Toleransi tersebut menjadi cermin keikhlasan sikap tidak ditunggangi oleh kepentingan sesaat. Natsir dengan prinsip dan flatform politik Nasionalisme-Islam dan Soekarno dengan Nasionalisme Sekuler -yang diramu dari pandangan sekuleris Turki modern-, tetap melanjutkan berdilaog di beberapa media. Tak jarang keduanya menggunakan bahasa-bahasa dan kritik tajam.
Akan tetapi di luar dialog tersebut, Natsir tetap menghormati Soekarno sebagai salah satu tokoh bangsa. Pun dengan D. N. Aidit yang merupakan tokoh komunis, sering kali berdebat dengan Natsir di konstituante. Tapi diluar sidang, keduanya bersahabat.

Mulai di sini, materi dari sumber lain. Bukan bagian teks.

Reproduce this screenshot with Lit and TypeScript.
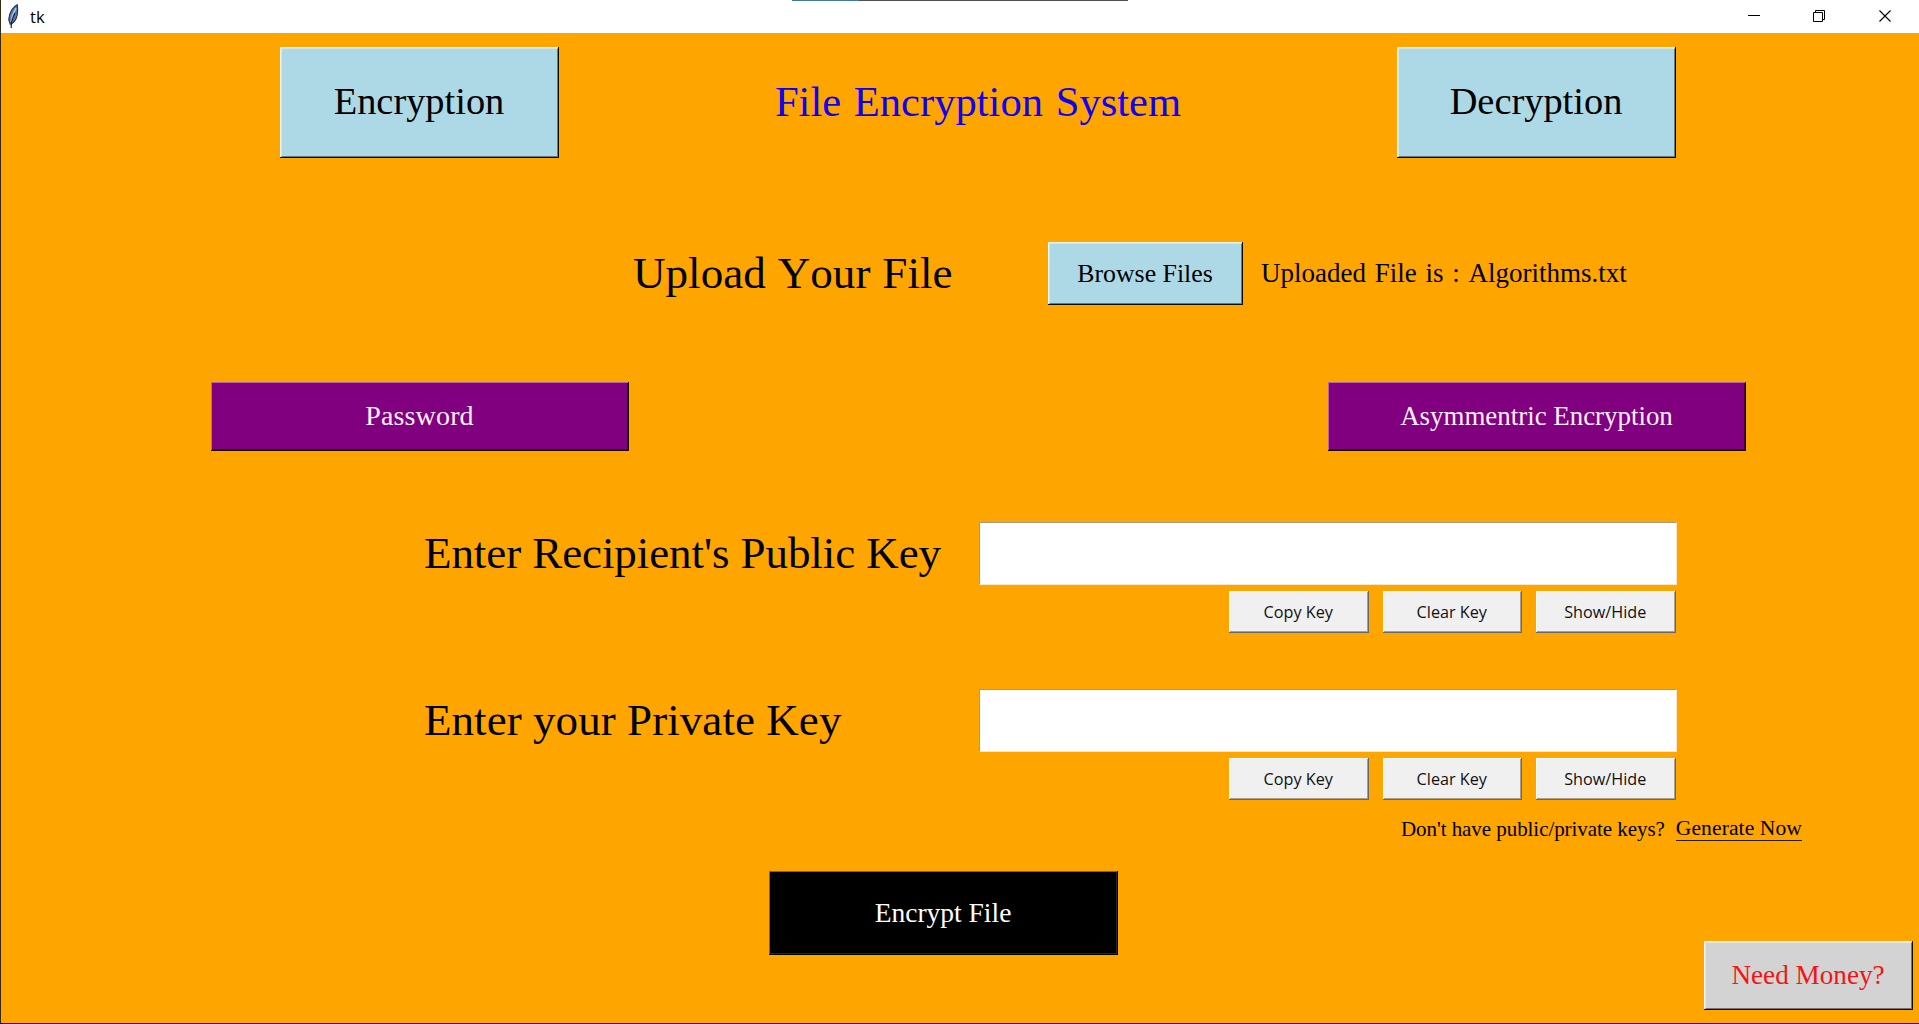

Bukan hanya Natsir yang memperlihatkan karakter bijak tersebut. Ahmad Hassan, tokoh Persis secara intens juga mendakwahi Soekarno. Ketika Soakarno dipenjara Sukamiskin Bandung, juga diasingkan ke Ende Nusa Tenggara Timur, Ahmad Hassan biasa menjenguk dan menanyakan kabar kabar Soakarno. Termasuk juga tetap mendakwahi Soekarno.
Sikap Natsir sebagai ulama dan negarawan pantas dijadikan patron. Juga soal kesederhanaan dan kesahajaannya. Dalam keseharian, beliau hanya menggunakan jas penuh dengan tambalan. Ulama dan negarawan santun, bersahaja, tapi teguh pendirian, semuanya adalah teladan langka hari ini.
Natsir adalah oase. Pantas disebut muslim negarawan. Patron moralitas di tengah miskinnya umat yang sangat besar secara kuantitas ini dalam melahirkan bintang-bintang baru. Pun, Natsir menembus belantara rimba politik yang penuh jebakan. Pelita di tengah pengap kegelapan berfikir dan bersikap.
Pertanyaan sederhana kita hari ini, adakah sosok ulama dan negarawan sekelas Muhammad Natsir? Mampukah ormas dan parpol melahirkan cendikiawan dan politisi sungguhan, atau hanya terjebak dalam silang sengkarut kepentingan pragmatis dan berputar pada urusan tetekbengek? Kita menanti lahirnya muslim negarawan tersebut.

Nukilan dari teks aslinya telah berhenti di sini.